O grupo teatral Ponto de Partida sempre procurou temas que tocassem profundamente seu público. Seguindo essa premissa, Vou voltar, o novo espetáculo dos mineiros de Barbacena, faz jus a essa filosofia, jogando luz nas questões dos refugiados e das fronteiras que os impedem de transitar livremente. O medo, a perda da identidade, o acolhimento, a rejeição, a coragem e a violência são alguns dos assuntos abordados na trama, que fica em cartaz no Sesc 24 de Maio, em São Paulo, de 10 a 20 deste mês.


Para contar essa história, o grupo voltou seus olhos para a trajetória de um dos mais antigos grupos de teatro da América Latina: o uruguaio El Galpón. Às vésperas de completar 70 anos de atividades ininterruptas, a inspiradora história do grupo – que, durante a ditadura militar no Uruguai, foi proibido de atuar, sendo seus diretores presos e torturados e grande parte dos integrantes exilados no México – serviu de pano de fundo para o espetáculo.

Regina Bertola, diretora e dramaturga do Ponto de Partida, explica que o grupo está sempre atento ao que acontece no mundo, com o que os incomoda e os inspira. “Essa questão dos refugiados estava muito presente, a impossibilidade da acolhida, aí propus que a gente fizesse uma pesquisa, e vimos que isso não é um fato atual, vem lá do êxodo dos hebreus, da Segunda Guerra, da Etiópia, e que a questão era o porquê desses fatos acontecerem, o que impele a humanidade a achar que em um planeta desse tamanho não há lugar para todos.”

Para Júlia Medeiros, atriz e gestora da companhia, a peça representa muito do que o grupo é. “Um trabalho de resistência e devoção absoluta de entrega ao teatro e à arte, e dessa busca pelo nosso lugar, pela liberdade.
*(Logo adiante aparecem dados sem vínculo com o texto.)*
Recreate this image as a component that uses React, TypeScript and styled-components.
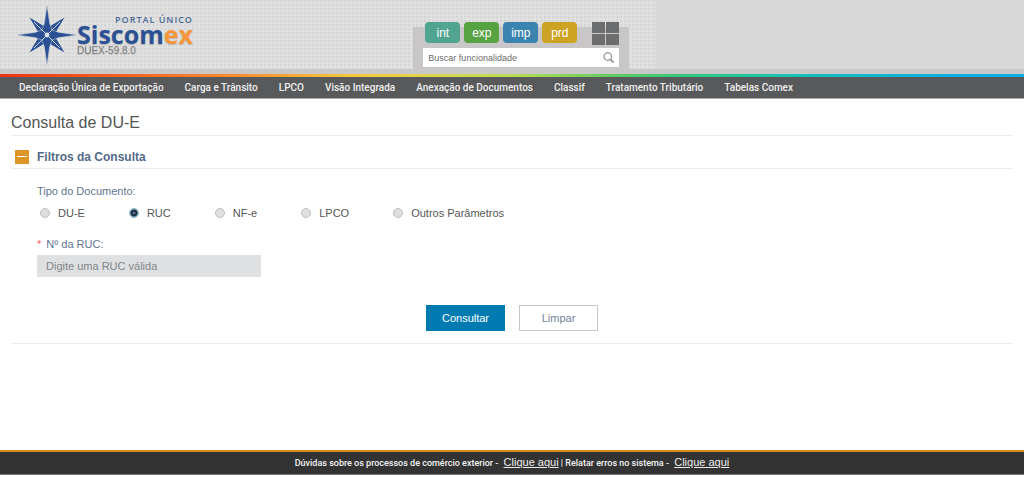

É isso o que o grupo busca desde sua fundação, ideologicamente, e muito do que ele pratica por meio de seus espetáculos, de sua militância artística e política”, diz.
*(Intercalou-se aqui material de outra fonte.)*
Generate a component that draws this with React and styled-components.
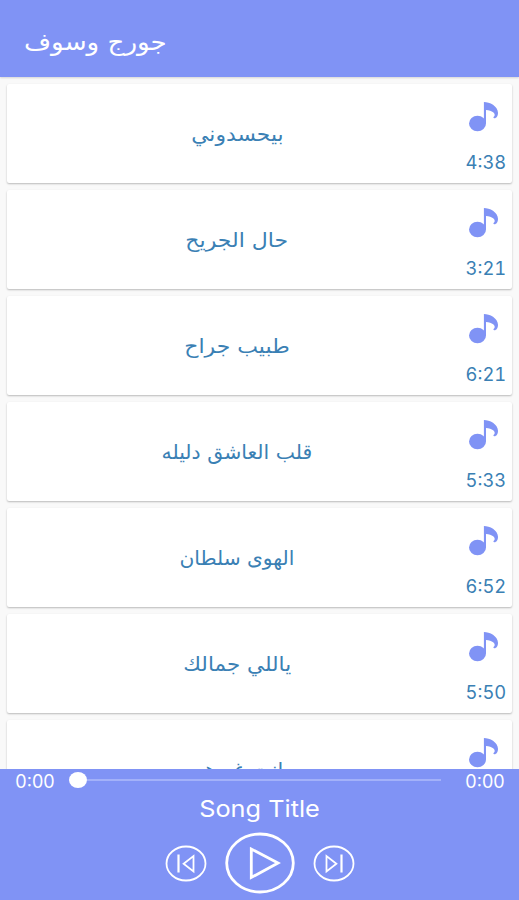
import styled, { createGlobalStyle } from "styled-components";

const GlobalStyle = createGlobalStyle`
  * {
    box-sizing: border-box;
  }
  body {
    margin: 0;
    background: #f9f9f9;
    font-family: "DejaVu Sans", sans-serif;
  }
`;

const Screen = styled.div`
  display: flex;
  flex-direction: column;
  width: 519px;
  height: 900px;
  overflow: hidden;
  background: #f9f9f9;
`;

const Header = styled.header`
  flex: none;
  display: flex;
  align-items: center;
  height: 77px;
  padding: 7px 24px 0;
  background: #8093f5;
  box-shadow: 0 1px 2px rgba(0, 0, 0, 0.15);
`;

const Artist = styled.h1`
  margin: 0;
  color: #fff;
  font-size: 24px;
  line-height: 32px;
  font-weight: 400;
  white-space: nowrap;
  transform: scaleX(${(props) => props.$stretch});
  transform-origin: left;
`;

const List = styled.ul`
  flex: 1;
  min-height: 0;
  display: flex;
  flex-direction: column;
  gap: 7px;
  margin: 0;
  padding: 7px 7px 0;
  overflow: hidden;
  list-style: none;
`;

const Card = styled.li`
  flex: none;
  display: flex;
  height: 99px;
  background: #fff;
  border-radius: 2px;
  box-shadow: 0 1px 2px rgba(0, 0, 0, 0.26);
`;

const SongName = styled.div`
  flex: 1;
  padding: 36px 0 0 5px;
  color: #3a80b4;
  font-size: 20px;
  line-height: 28px;
  text-align: center;
  span {
    display: inline-block;
    white-space: nowrap;
    transform: scaleX(${(props) => props.$stretch});
  }
`;

const Side = styled.div`
  width: 50px;
  display: flex;
  flex-direction: column;
  align-items: center;
  padding: 17px 4px 0 0;
  svg {
    flex: none;
  }
`;

const Duration = styled.div`
  margin: 19px 0 0 2px;
  color: #3a80b4;
  font-family: Inter, sans-serif;
  font-size: 18px;
  line-height: 22px;
  font-variant-numeric: tabular-nums;
  transform: scaleX(${(props) => props.$stretch});
`;

const Player = styled.footer`
  flex: none;
  height: 131px;
  background: #8093f5;
  color: #fff;
`;

const Progress = styled.div`
  display: flex;
  align-items: center;
  height: 24px;
  padding: 0 14px 0 15px;
`;

const Clock = styled.div`
  flex: none;
  width: 40px;
  display: flex;
  justify-content: center;
  padding-top: 2px;
  font-family: Inter, sans-serif;
  font-size: 18px;
  line-height: 24px;
`;

const Track = styled.div`
  flex: 1;
  display: flex;
  align-items: center;
  height: 22px;
  margin: 0 24px 2px 14px;
`;

const Thumb = styled.div`
  width: 18px;
  height: 16px;
  border-radius: 50%;
  background: #fff;
`;

const Line = styled.div`
  flex: 1;
  height: 2px;
  background: #a3b1f9;
`;

const Title = styled.div`
  height: 32px;
  font-family: Inter, sans-serif;
  font-size: 23px;
  line-height: 32px;
  text-align: center;
  transform: scaleX(1.1);
`;

const Controls = styled.div`
  display: flex;
  align-items: center;
  justify-content: center;
  gap: 18px;
  padding-top: 7px;
`;

const ControlButton = styled.button`
  display: block;
  padding: 0;
  border: 0;
  background: none;
  color: #fff;
  svg {
    display: block;
  }
`;

const songs = [
  { name: "بيحسدوني", time: "4:38", stretch: 1.09 },
  { name: "حال الجريح", time: "3:21", stretch: 1.1 },
  { name: "طبيب جراح", time: "6:21", stretch: 1.1 },
  { name: "قلب العاشق دليله", time: "5:33", stretch: 1.02 },
  { name: "الهوى سلطان", time: "6:52", stretch: 1.01 },
  { name: "ياللي جمالك", time: "5:50", stretch: 1.075 },
  { name: "انت غيرهم", stretch: 1.04 },
];

const NoteIcon = () => (
  <svg width="32" height="32" viewBox="0 0 32 32" fill="#8093f5">
    <ellipse cx="8.500" cy="22.500" rx="8.500" ry="7.700" />
    <path d="M14.900 1C20.500 1 29 5 29 11.800c0 3.300-1.700 5.500-3.500 5.500-1.300 0-1.500-1.300-.4-1.700C27.500 13 23 9 17 9V22.500h-2.100z" />
  </svg>
);

const SkipIcon = ({ next }) => (
  <svg
    width="42"
    height="37"
    viewBox="0 0 42 37"
    fill="none"
    stroke="currentColor"
    strokeWidth="1.8"
  >
    <ellipse cx="21" cy="18.500" rx="19.500" ry="17" />
    <g transform={next ? undefined : "translate(42 0) scale(-1 1)"}>
      <path d="M13.500 11v15.500l9.900-7.750z" />
      <path d="M28.500 9.500v18" strokeWidth="2.200" />
    </g>
  </svg>
);

const PlayIcon = () => (
  <svg
    width="70"
    height="62"
    viewBox="0 0 70 62"
    fill="none"
    stroke="currentColor"
    strokeWidth="2.800"
  >
    <ellipse cx="35" cy="31" rx="33.300" ry="29" />
    <path d="M26.300 17v28.500L53 31z" />
  </svg>
);

const Song = ({ name, time, stretch }) => {
  return (
    <Card>
      <SongName $stretch={stretch}>
        <span dir="rtl">{name}</span>
      </SongName>
      <Side>
        <NoteIcon />
        {time && <Duration $stretch={1.02}>{time}</Duration>}
      </Side>
    </Card>
  );
};

const App = () => {
  return (
    <Screen>
      <GlobalStyle />
      <Header>
        <Artist dir="rtl" $stretch={1.09}>
          جورج وسوف
        </Artist>
      </Header>
      <List>
        {songs.map((song) => (
          <Song key={song.name} {...song} />
        ))}
      </List>
      <Player>
        <Progress>
          <Clock>0:00</Clock>
          <Track>
            <Thumb />
            <Line />
          </Track>
          <Clock>0:00</Clock>
        </Progress>
        <Title>Song Title</Title>
        <Controls>
          <ControlButton aria-label="Previous">
            <SkipIcon />
          </ControlButton>
          <ControlButton aria-label="Play">
            <PlayIcon />
          </ControlButton>
          <ControlButton aria-label="Next">
            <SkipIcon next />
          </ControlButton>
        </Controls>
      </Player>
    </Screen>
  );
};

export default App;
Ao mesmo tempo que o enredo remete a um outro período e país e com pessoas de outros lugares, ele traz conceitos e vivências próprias do homem de qualquer local e tempo. Para a montagem, integrantes do grupo foram, inclusive, para Montevidéu, onde passaram uma semana entrevistando diariamente os integrantes do El Galpón, entre eles o diretor, ator, dramaturgo e professor Arturo Fleitas, integrante da companhia desde os primórdios e que anunciou sua aposentadoria dos tablados em 2015. Para ele, a homenagem prestada pelo Ponto de Partida é um prêmio e um grande privilégio. “Temos muito tempo de amizade com o grupo Ponto de Partida, gostamos muito deles, e eles decidiram fazer um espetáculo sobre nossa experiência, trazer uma reflexão sobre isso. Sinto-me muito emocionado, e os companheiros que foram à estreia da peça em Barbacena nos contaram que não conseguiram conter as emoções durante toda a apresentação ao se verem replicados naquele texto, naquelas ações que foram criadas em cena. Sentimos uma enorme gratidão e acrescentamos o amor que expressamos a esse grupo tão querido.”
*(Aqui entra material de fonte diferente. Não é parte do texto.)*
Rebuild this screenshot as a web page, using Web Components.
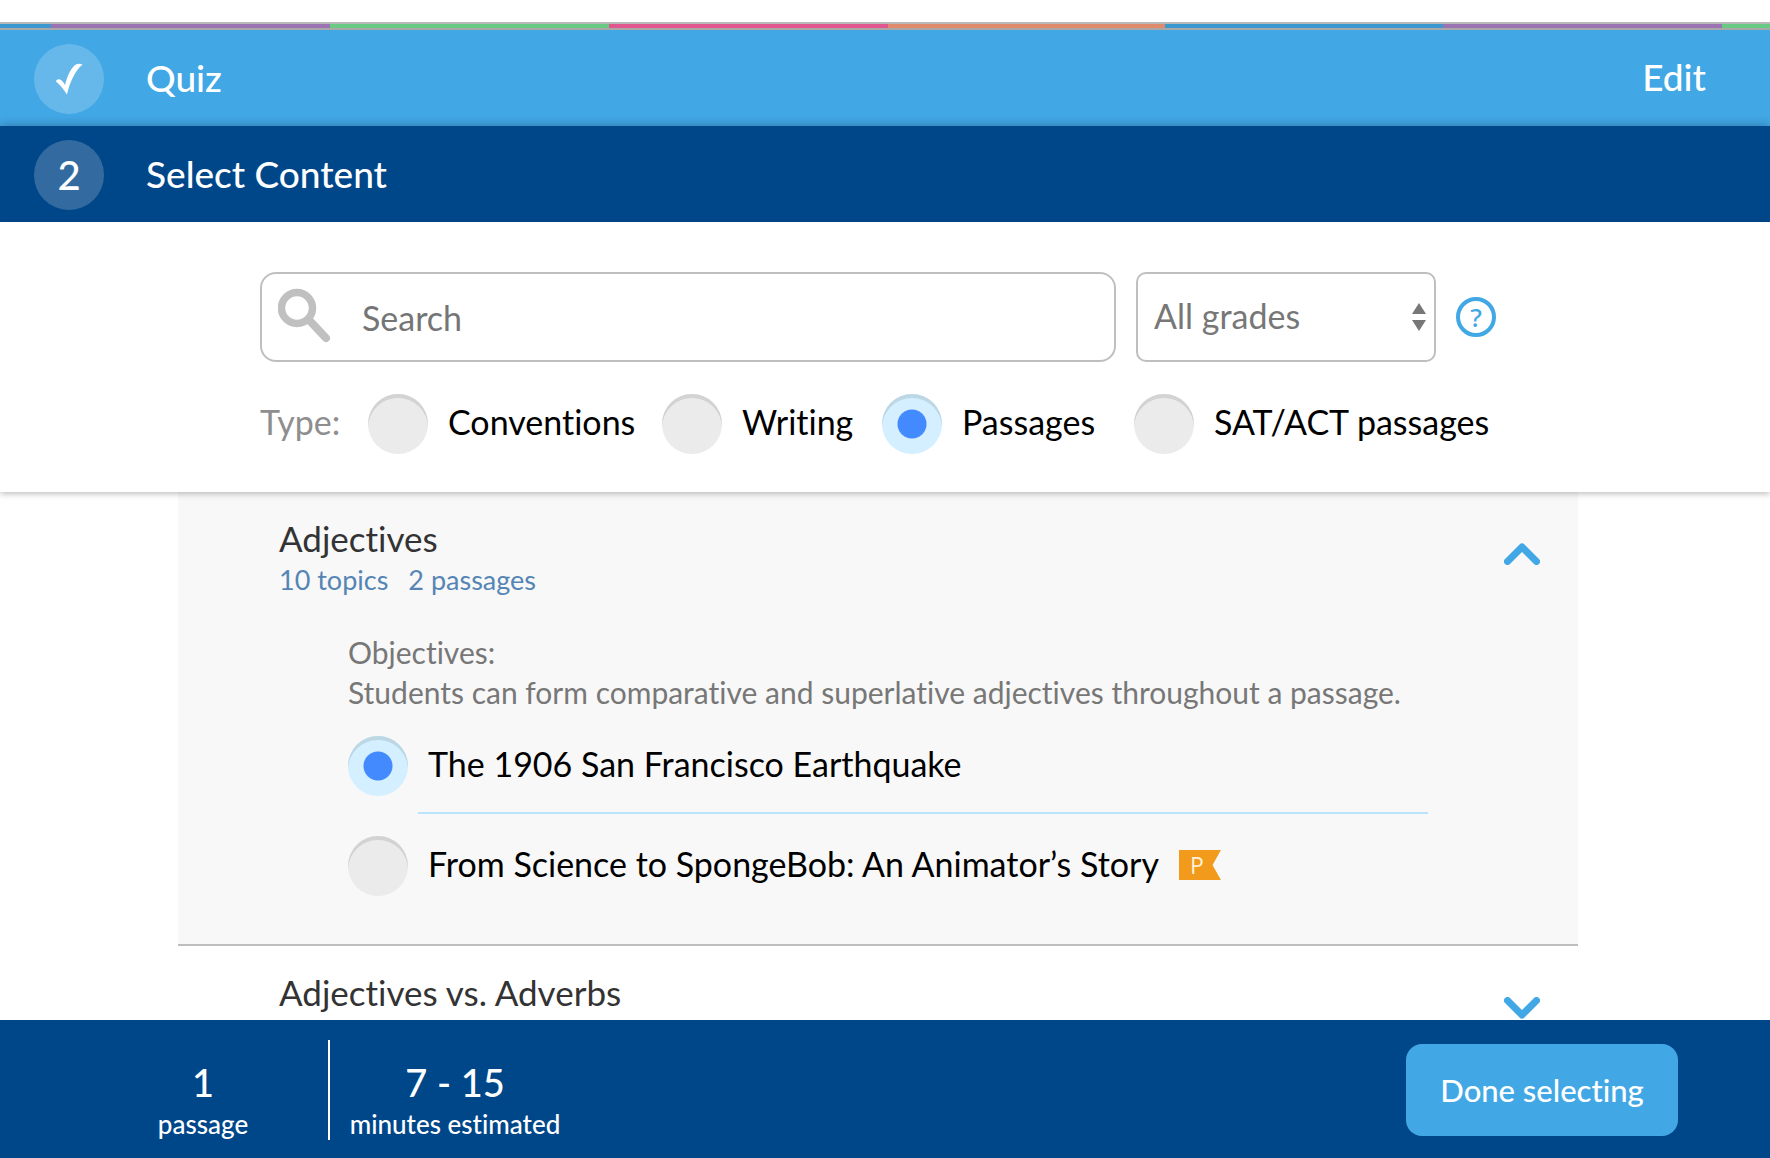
<!DOCTYPE html>
<html lang="en">
<head>
<meta charset="utf-8">
<title>Assign a quiz: select content</title>
<style>
  html, body { height: 100%; margin: 0; }
  body {
    font-family: Lato, "Open Sans", sans-serif;
    font-size: 34px;
    font-variant-ligatures: none;
    color: #000;
    background: #fff;
    --sky: #41a7e5;
    --navy: #00478a;
    --line: #bfbfbf;
  }
</style>
</head>
<body>
<quiz-app></quiz-app>

<script>
const radioStyles = `
  input[type=radio] {
    appearance: none; flex: none; margin: 0;
    width: 60px; height: 60px; border-radius: 50%;
    background: #ebebeb;
    box-shadow: inset 0 4px 0 #d3d3d3;
    cursor: pointer;
  }
  input[type=radio]:checked {
    background: radial-gradient(circle, #448aff 0 14px, #d4efff 15px);
    box-shadow: inset 0 4px 0 #bdd7e5;
  }
  label { padding-bottom: 4px; line-height: 40px; white-space: nowrap; cursor: pointer; }
`;

function define(name, html) {
  const template = document.createElement('template');
  template.innerHTML = html;
  customElements.define(name, class extends HTMLElement {
    constructor() {
      super();
      this.attachShadow({ mode: 'open' }).append(template.content.cloneNode(true));
    }
  });
}

define('color-stripe', `
  <style>
    :host {
      display: block; flex: none; height: 4px; margin-top: 22px;
      border-top: 2px solid #b9b9b9; border-bottom: 2px solid #a8a8a8;
      background: linear-gradient(90deg, #3b99d2 51px, #9b72b2 0 330px, #67cb83 0 609px,
        #e2568f 0 888px, #df8a6b 0 1165px, #3b99d2 0 1443px, #9b72b2 0 1722px, #67cb83 0);
    }
  </style>`);

define('step-bar', `
  <style>
    :host {
      display: flex; flex: none; align-items: center; box-sizing: border-box;
      padding: 14px 64px 12px 34px; color: #fff; background: var(--sky);
      font-size: 37px; font-weight: 500;
    }
    :host([current]) { position: relative; background: var(--navy); box-shadow: 0 0 10px rgba(0,0,0,.3); }
    .mark {
      display: flex; align-items: center; justify-content: center; flex: none;
      width: 70px; height: 70px; margin-right: 42px; border-radius: 50%;
      background: rgba(255,255,255,.2); font-size: 40px;
    }
    h2 { flex: 1; margin: 0; padding-bottom: 2px; font: inherit; line-height: 48px; }
  </style>
  <span class="mark"><slot name="mark"></slot></span>
  <h2><slot></slot></h2>
  <slot name="action"></slot>`);

define('search-box', `
  <style>
    :host { display: block; }
    .box {
      display: flex; align-items: center; box-sizing: border-box; height: 90px;
      padding-left: 16px; border: 2px solid var(--line); border-radius: 16px;
    }
    svg { flex: none; width: 54px; height: 56px; margin-bottom: 4px; }
    input {
      flex: 1; min-width: 0; height: 80px; margin: 0; padding: 0 16px 0 30px; border: 0; outline: 0;
      background: none; font: inherit; color: #333;
    }
    input::placeholder { color: #757575; opacity: 1; }
  </style>
  <div class="box">
    <svg viewBox="0 0 54 56" fill="none" stroke="#c0c0c0" aria-hidden="true">
      <circle cx="19" cy="21" r="15.5" stroke-width="7.5"/>
      <path d="M31 33 48 51" stroke-width="8" stroke-linecap="round"/>
    </svg>
    <input type="search" placeholder="Search" aria-label="Search">
  </div>`);

define('grade-select', `
  <style>
    :host { display: grid; align-items: center; }
    select, svg { grid-area: 1 / 1; }
    select {
      appearance: none; box-sizing: border-box; width: 100%; height: 90px; margin: 0;
      padding: 0 40px 4px 16px; border: 2px solid var(--line); border-radius: 10px;
      background: #fff; font: inherit; color: #777;
    }
    svg { justify-self: end; width: 14px; height: 28px; margin-right: 10px; pointer-events: none; z-index: 1; }
  </style>
  <select aria-label="Grade">
    <option>All grades</option>
  </select>
  <svg viewBox="0 0 14 28" fill="#777" aria-hidden="true"><path d="M7 0 14 11H0ZM0 17H14L7 28Z"/></svg>`);

define('help-button', `
  <style>
    :host { display: block; }
    button {
      display: flex; align-items: center; justify-content: center; box-sizing: border-box;
      width: 40px; height: 40px; padding: 0; border: 4px solid var(--sky); border-radius: 50%;
      background: #fff; color: var(--sky); font: 500 26px/32px "Noto Sans", sans-serif; cursor: pointer;
    }
  </style>
  <button type="button" aria-label="Help">?</button>`);

define('type-filter', `
  <style>${radioStyles}
    :host { display: block; }
    fieldset {
      display: grid; grid-template-columns: 108px 294px 220px 252px auto; align-items: center;
      margin: 0; padding: 0; border: 0; min-width: 0;
    }
    .title { padding-bottom: 4px; line-height: 40px; color: #8e8e8e; }
    .option { display: flex; align-items: center; gap: 20px; }
  </style>
  <fieldset aria-label="Type">
    <span class="title">Type:</span>
    <span class="option"><input type="radio" name="type" id="conventions"><label for="conventions">Conventions</label></span>
    <span class="option"><input type="radio" name="type" id="writing"><label for="writing">Writing</label></span>
    <span class="option"><input type="radio" name="type" id="passages" checked><label for="passages">Passages</label></span>
    <span class="option"><input type="radio" name="type" id="sat"><label for="sat">SAT/ACT passages</label></span>
  </fieldset>`);

define('filter-panel', `
  <style>
    :host {
      display: block; flex: none; position: relative; padding: 50px 14px 38px 0;
      background: #fff; box-shadow: 0 2px 6px rgba(0,0,0,.25);
    }
    .inner { width: 1236px; max-width: 100%; margin: 0 auto; }
    .row { display: flex; align-items: center; gap: 20px; margin-bottom: 32px; }
    search-box { flex: 1; }
    grade-select { width: 300px; }
  </style>
  <div class="inner">
    <div class="row">
      <search-box></search-box>
      <grade-select></grade-select>
      <help-button></help-button>
    </div>
    <type-filter></type-filter>
  </div>`);

define('premium-flag', `
  <style>
    :host {
      display: block; box-sizing: border-box; width: 42px; height: 30px; padding-left: 11px;
      margin-bottom: 2px;
      background: #f29a1b; color: #fff3d8; font: 400 23px/30px "Open Sans", sans-serif;
      clip-path: polygon(0 0, 100% 0, 80% 50%, 100% 100%, 0 100%);
    }
  </style>P`);

define('passage-list', `
  <style>${radioStyles}
    :host { display: block; }
    .passage { display: flex; align-items: center; gap: 20px; padding-top: 22px; }
    hr { height: 2px; margin: 16px 0 0 70px; border: 0; background: #b8e5fc; }
  </style>
  <div role="radiogroup" aria-label="Passages">
    <div class="passage"><input type="radio" name="passage" id="quake" checked><label for="quake">The 1906 San Francisco Earthquake</label></div>
    <hr>
    <div class="passage"><input type="radio" name="passage" id="sponge"><label for="sponge">From Science to SpongeBob: An Animator’s Story</label><premium-flag></premium-flag></div>
  </div>`);

define('topic-section', `
  <style>
    :host { display: block; box-sizing: border-box; padding: 24px 38px 48px 101px; border-bottom: 2px solid var(--line); }
    :host([open]) { background: #f8f8f8; }
    header { display: flex; justify-content: space-between; }
    h3 { margin: 0; font-size: 35px; font-weight: 400; line-height: 44px; color: #333; }
    .meta { display: flex; gap: 20px; font-size: 27px; line-height: 40px; color: #5585b5; }
    button { align-self: flex-start; margin-top: 27px; padding: 0; border: 0; background: none; cursor: pointer; }
    svg { display: block; width: 36px; height: 22px; }
    :host(:not([open])) svg { transform: scaleY(-1); }
    .body { display: none; padding: 32px 112px 0 69px; }
    :host([open]) .body { display: block; }
  </style>
  <header>
    <div>
      <h3><slot name="title"></slot></h3>
      <div class="meta"><slot name="meta"></slot></div>
    </div>
    <button type="button" aria-label="Toggle topic">
      <svg viewBox="0 0 36 22" fill="none" stroke="#41a7e5" stroke-width="7" stroke-linecap="round" stroke-linejoin="round"><path d="M3.5 18.5 18 4 32.500 18.500"/></svg>
    </button>
  </header>
  <div class="body"><slot></slot></div>`);

define('summary-bar', `
  <style>
    :host {
      display: flex; flex: none; align-items: center; box-sizing: border-box; height: 138px;
      padding: 2px 92px 0 78px; background: var(--navy); color: #fff;
    }
    .stat { box-sizing: border-box; width: 250px; height: 100px; padding-top: 19px; text-align: center; }
    .stat + .stat { border-left: 2px solid #fff; width: 252px; }
    b, small { display: block; font-weight: 500; }
    b { font-size: 38px; line-height: 46px; }
    small { font-size: 26px; line-height: 38px; }
    button {
      height: 92px; width: 272px; margin-left: auto; padding: 0; border: 0; border-radius: 16px;
      background: #42a8e5; color: #fff; font: inherit; font-size: 31px; font-weight: 500; cursor: pointer;
    }
  </style>
  <div class="stat"><b>1</b><small>passage</small></div>
  <div class="stat"><b>7 - 15</b><small>minutes estimated</small></div>
  <button type="button">Done selecting</button>`);

define('quiz-app', `
  <style>
    :host { display: flex; flex-direction: column; height: 100vh; overflow: hidden; }
    a { padding-bottom: 6px; color: #fff; text-decoration: none; }
    .check { display: block; width: 28px; height: 32px; }
    main { flex: 1; min-height: 0; overflow: hidden; padding-right: 14px; }
    .topics { width: 1400px; max-width: 100%; margin: 0 auto; }
    .objectives { margin: 0 0 2px; font-size: 30px; line-height: 40px; color: #777; }
  </style>
  <color-stripe></color-stripe>
  <step-bar>
    <svg slot="mark" class="check" viewBox="0 0 28 32" fill="#fff" aria-label="Done"><path d="M1 18.500C1 17 3 15.500 5 16.500 7.500 17.500 9 20 10 22 12 14 15 7 19 3 21 .8 25 .2 27.500 1.500 21 7 15 18 12 31.500 9 27 5 21.500 1 18.500Z"/></svg>
    Quiz
    <a slot="action" href="#quiz">Edit</a>
  </step-bar>
  <step-bar current><span slot="mark">2</span>Select Content</step-bar>
  <filter-panel></filter-panel>
  <main>
    <div class="topics">
      <topic-section open>
        <span slot="title">Adjectives</span>
        <span slot="meta">10 topics</span>
        <span slot="meta">2 passages</span>
        <p class="objectives">Objectives:<br>Students can form comparative and superlative adjectives throughout a passage.</p>
        <passage-list></passage-list>
      </topic-section>
      <topic-section>
        <span slot="title">Adjectives vs. Adverbs</span>
      </topic-section>
    </div>
  </main>
  <summary-bar></summary-bar>`);
</script>
</body>
</html>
Arturo relata que a experiência de exílio é sempre algo muito traumático, mas que o grupo, unido, soube tirar coisas muito boas de uma situação extremamente degradante. “O pior do exílio foi estar longe de nossos afetos, de nossa terra, de nossas cidades, e ter de se encontrar em um meio desconhecido e lutar para sobreviver. O melhor foi a maneira com que o El Galpón pegou os instrumentos para poder enfrentar isso. Decidimos ir todos juntos só tendo a nós mesmos naquela época.”

Para Regina, Vou voltar é um espetáculo latente, que pulsa porque guarda toda essa história de vida e sobrevivência emocionante. “Não é um espetáculo histórico de jeito nenhum, é uma peça de teatro. Mas ela tem essa pulsação. A montagem foi assim e guarda as características do Ponto de Partida, que é um teatro muito desenhado, com música ao vivo e os atores que cantam. A música e a imagem são muito fortes para nós. A peça é também homenagem a todos os artistas que resistem, que mantêm intacta a fé, que conseguem segurar esse fósforo de esperança, que seguem em frente.”


AGENDA CHEIA
De passagem por SP neste mês de novembro, o Ponto de Partida apresenta ainda, nos dias 17, 18 e 20, o espetáculo Mineiramente, também no Sesc 24 de Maio. Nos dias 13 e 14, Regina Bertola, fundadora e diretora da companhia, participa de um bate-papo sobre gestão e sustentabilidade de espaços culturais com Adriano Mauriz, diretor do grupo Pombas Urbanas, no Centro de Pesquisa e Formação do Sesc; e, no dia 14, o ator e músico Pablo Bertola se apresenta com sua banda na Tupi or not Tupi.